Des guerres pour des intérêts économiques?

km. «J’estime toutefois que la société dans son ensemble est en train de comprendre qu’un pays de notre taille, ayant l’orientation vers le commerce extérieur qui est la nôtre et donc également une dépendance du commerce extérieur, doit aussi savoir qu’en cas de doute, en cas d’urgence, une action militaire est également nécessaire pour préserver nos intérêts, par exemple la liberté des voies commerciales, ou l’empêchement de situations d’instabilité dans des régions entières, qui auraient certainement des effets négatifs sur nos échanges, nos emplois et nos revenus. Tout cela doit être discuté, et je crois que nous ne sommes pas sur une si mauvaise voie.»
Cette déclaration de l’ancien président fédéral Horst Köhler, lors d’une interview, a donné lieu à de nombreuses protestations et l’a forcé à démissionner en 2010. Le constitutionnaliste Ulrich Preuss avait dit à l’époque: «Cet élargissement des motifs admissibles pour une intervention de la Bundeswehr pour défendre des intérêts économiques n’est guère couvert par la Loi fondamentale.» Celle-ci n’a depuis lors pas changé à cet égard. Comment se fait-il que personne ne demande aujourd’hui clairement la démission d’Annegret Kramp Karrenbauer? … D’ailleurs Ulrich Preuss disait aussi il y a 9 ans: «On reconnaît ici un élément impérialiste. Cela me rappelle les impérialistes anglais du XIXe siècle, qui défendaient leur domination maritime avec des arguments similaires.»1

1    Les citations d’Ulrich Preuss sont tirées du Spiegel du 27 mai 2010.

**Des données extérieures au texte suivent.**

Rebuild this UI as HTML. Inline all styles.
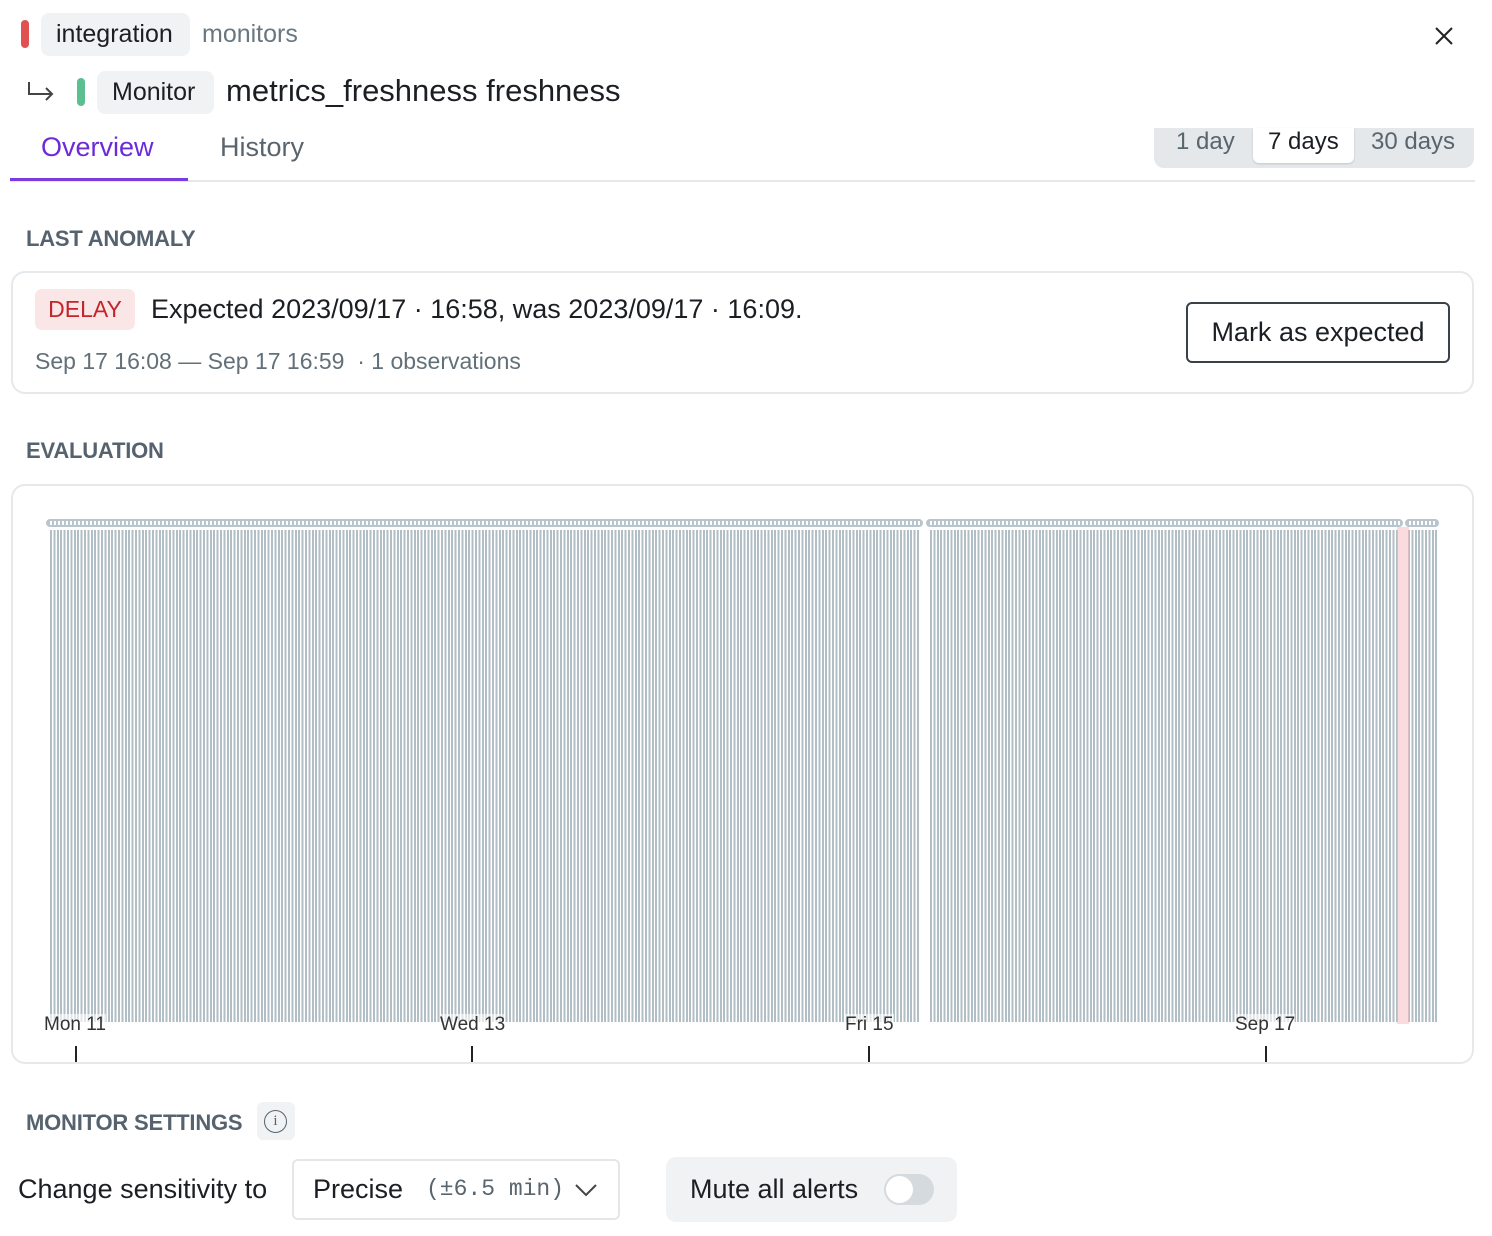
<!DOCTYPE html>
<html><head><meta charset="utf-8"><style>
*{box-sizing:border-box;margin:0;padding:0}
body{width:1492px;height:1236px;background:#fff;font-family:"Liberation Sans",sans-serif;color:#1b1f23;position:relative;overflow:hidden}
.a{position:absolute}
.chip{background:#f0f2f4;border-radius:8px}
.hdr{font-size:22px;color:#56636e;font-weight:bold;letter-spacing:-0.2px}
.bars{position:absolute;top:530px;height:492px;background:repeating-linear-gradient(90deg,#b2bec5 0 2px,#fff 2px 3.4px)}
.pill{position:absolute;top:519px;height:8px;border:2px solid #b9c5cc;border-radius:5px;background:repeating-linear-gradient(90deg,#b9c5cc 0 2px,#fff 2px 4px)}
.lbl{position:absolute;top:1014px;font-size:19px;color:#333;background:rgba(255,255,255,.6)}
.tick{position:absolute;top:1046px;width:2px;height:16px;background:#222}
</style></head><body>
<div class="a" style="left:21px;top:20px;width:8px;height:28px;background:#e05252;border-radius:4px"></div>
<div class="a chip" style="left:41px;top:13px;width:149px;height:43px;font-size:25px;line-height:43px;padding-left:15px">integration</div>
<div class="a" style="left:202px;top:20px;font-size:25px;color:#697780">monitors</div>
<svg class="a" style="left:26px;top:80px" width="30" height="24"><path d="M3 2 V14 H26 M20 8 L26 14 L20 20" stroke="#444" stroke-width="2" fill="none"/></svg>
<div class="a" style="left:77px;top:78px;width:8px;height:28px;background:#5cbf90;border-radius:4px"></div>
<div class="a chip" style="left:97px;top:71px;width:117px;height:43px;font-size:25px;line-height:43px;padding-left:15px">Monitor</div>
<div class="a" style="left:226px;top:73px;font-size:31px">metrics_freshness freshness</div>
<svg class="a" style="left:1434px;top:26px" width="20" height="20"><path d="M2 2 L18 18 M18 2 L2 18" stroke="#222" stroke-width="2"/></svg>
<div class="a" style="left:41px;top:132px;font-size:27px;color:#6c2bd9">Overview</div>
<div class="a" style="left:220px;top:132px;font-size:27px;color:#59656e">History</div>
<div class="a" style="left:10px;top:180px;width:1465px;height:2px;background:#e5e8eb"></div>
<div class="a" style="left:10px;top:178px;width:178px;height:3px;background:#7a3be0"></div>
<div class="a" style="left:1154px;top:128px;width:320px;height:40px;background:#e4e8eb;border-radius:0 0 10px 10px"></div>
<div class="a" style="left:1253px;top:128px;width:101px;height:35px;background:#fff;border-radius:0 0 6px 6px;box-shadow:0 1px 2px rgba(0,0,0,.15)"></div>
<div class="a" style="left:1176px;top:128px;font-size:24px;color:#59656e">1 day</div>
<div class="a" style="left:1268px;top:128px;font-size:24px;color:#1b1f23">7 days</div>
<div class="a" style="left:1371px;top:128px;font-size:24px;color:#59656e">30 days</div>

<div class="a hdr" style="left:26px;top:226px">LAST ANOMALY</div>
<div class="a" style="left:11px;top:271px;width:1463px;height:123px;border:2px solid #e6e9ec;border-radius:14px"></div>
<div class="a" style="left:35px;top:289px;width:100px;height:41px;background:#fbe6e7;border-radius:7px;color:#c0262c;font-size:23px;line-height:41px;text-align:center">DELAY</div>
<div class="a" style="left:151px;top:294px;font-size:27px">Expected 2023/09/17 · 16:58, was 2023/09/17 · 16:09.</div>
<div class="a" style="left:35px;top:348px;font-size:23px;color:#627079">Sep 17 16:08 — Sep 17 16:59 &nbsp;· 1 observations</div>
<div class="a" style="left:1186px;top:302px;width:264px;height:61px;border:2px solid #3b4148;border-radius:6px;font-size:27px;line-height:57px;text-align:center">Mark as expected</div>

<div class="a hdr" style="left:26px;top:438px">EVALUATION</div>
<div class="a" style="left:11px;top:484px;width:1463px;height:580px;border:2px solid #e6e9ec;border-radius:14px"></div>
<div class="pill" style="left:46px;width:877px"></div>
<div class="pill" style="left:926px;width:477px"></div>
<div class="pill" style="left:1405px;width:34px"></div>
<div class="bars" style="left:50px;width:869px"></div>
<div class="bars" style="left:930px;width:468px"></div>
<div class="bars" style="left:1408px;width:29px"></div>
<div class="a" style="left:1397px;top:527px;width:12px;height:497px;background:rgba(245,190,195,.55)"></div>
<div class="lbl" style="left:44px">Mon 11</div>
<div class="lbl" style="left:440px">Wed 13</div>
<div class="lbl" style="left:845px">Fri 15</div>
<div class="lbl" style="left:1235px">Sep 17</div>
<div class="tick" style="left:75px"></div>
<div class="tick" style="left:471px"></div>
<div class="tick" style="left:868px"></div>
<div class="tick" style="left:1265px"></div>

<div class="a hdr" style="left:26px;top:1110px">MONITOR SETTINGS</div>
<div class="a chip" style="left:257px;top:1102px;width:38px;height:38px;border-radius:6px"></div>
<div class="a" style="left:264px;top:1110px;width:23px;height:23px;border:1.5px solid #56636e;border-radius:50%;font-size:15px;line-height:20px;text-align:center;color:#56636e;font-family:'Liberation Serif',serif">i</div>
<div class="a" style="left:18px;top:1174px;font-size:27px">Change sensitivity to</div>
<div class="a" style="left:292px;top:1159px;width:328px;height:61px;border:2px solid #e3e7ea;border-radius:6px"></div>
<div class="a" style="left:313px;top:1174px;font-size:27px">Precise</div>
<div class="a" style="left:426px;top:1176px;font-size:23px;font-family:'Liberation Mono',monospace;color:#59656e">(±6.5 min)</div>
<svg class="a" style="left:574px;top:1182px" width="24" height="16"><path d="M2 3 L12 13 L22 3" stroke="#444" stroke-width="2" fill="none"/></svg>
<div class="a chip" style="left:666px;top:1157px;width:291px;height:65px;border-radius:10px"></div>
<div class="a" style="left:690px;top:1174px;font-size:27px">Mute all alerts</div>
<div class="a" style="left:884px;top:1174px;width:50px;height:31px;background:#d5dade;border-radius:16px"></div>
<div class="a" style="left:886px;top:1176px;width:27px;height:27px;background:#fff;border-radius:50%"></div>
</body></html>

Von der Leyen: «L’Europe doit utiliser le langage de la force»

Ursula von der Leyen, prédécesseure d’Annegret Kramp-Karrenbauer au poste de ministre allemande de la Défense et désormais nouvelle présidente de la Commission européenne, a prononcé le 7 novembre à Berlin devant la Fondation Konrad Adenauer son premier discours-programme dans sa nouvelle fonction. L’une de ses déclarations souvent citées est la suivante: «L’Europe doit apprendre à utiliser le langage de la force.»